When I saw the ‘Jarrow Arrow’ play for the first time, I knew this was a player that I could throw my weight behind and by way of a modern comparison, imagine how young Sunderland fans of today might feel when watching Dan Neil, because that’s how I felt whenever Russell took to the field.
As a centre forward, he was pure class: pacy, elusive, and prolific in front of goal. Moreover, he was also a homegrown hero and every goal he scored was a moment of mutual joy.
His eventual departure from Sunderland in 1997 was a real sore point, but that was still to come and as we cranked up the pressure in the race for promotion from Endsleigh Division One (glory days), the local hero grabbed the game and set about dismantling Mick McCarthy’s side with an epic performance.
Russell played through the middle and he simply destroyed the visitors with a four-goal display that left us dazzled and Peter Reid doubtless elated at what he’d seen. That season, finding a settled attack was quite difficult, with Phil Gray in and out of the team and David Kelly often injured, but the local lad stepped up when it mattered.

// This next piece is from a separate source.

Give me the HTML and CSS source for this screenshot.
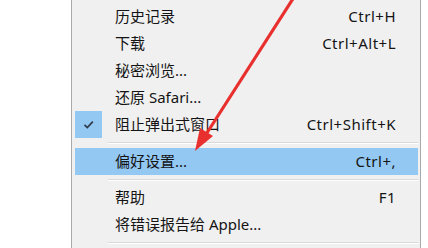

Everything Russell touched that day came off- so much so that he didn’t really know how to celebrate his fourth goal - and as Roger Tames noted in his commentary, we were ‘walking on water’ by the end of the game.
You could argue that there were more important and more prestigious games played at Roker during the 1990s, but this one really stands out for me, and it always will, as one man stood tall and showed us exactly what he was capable of.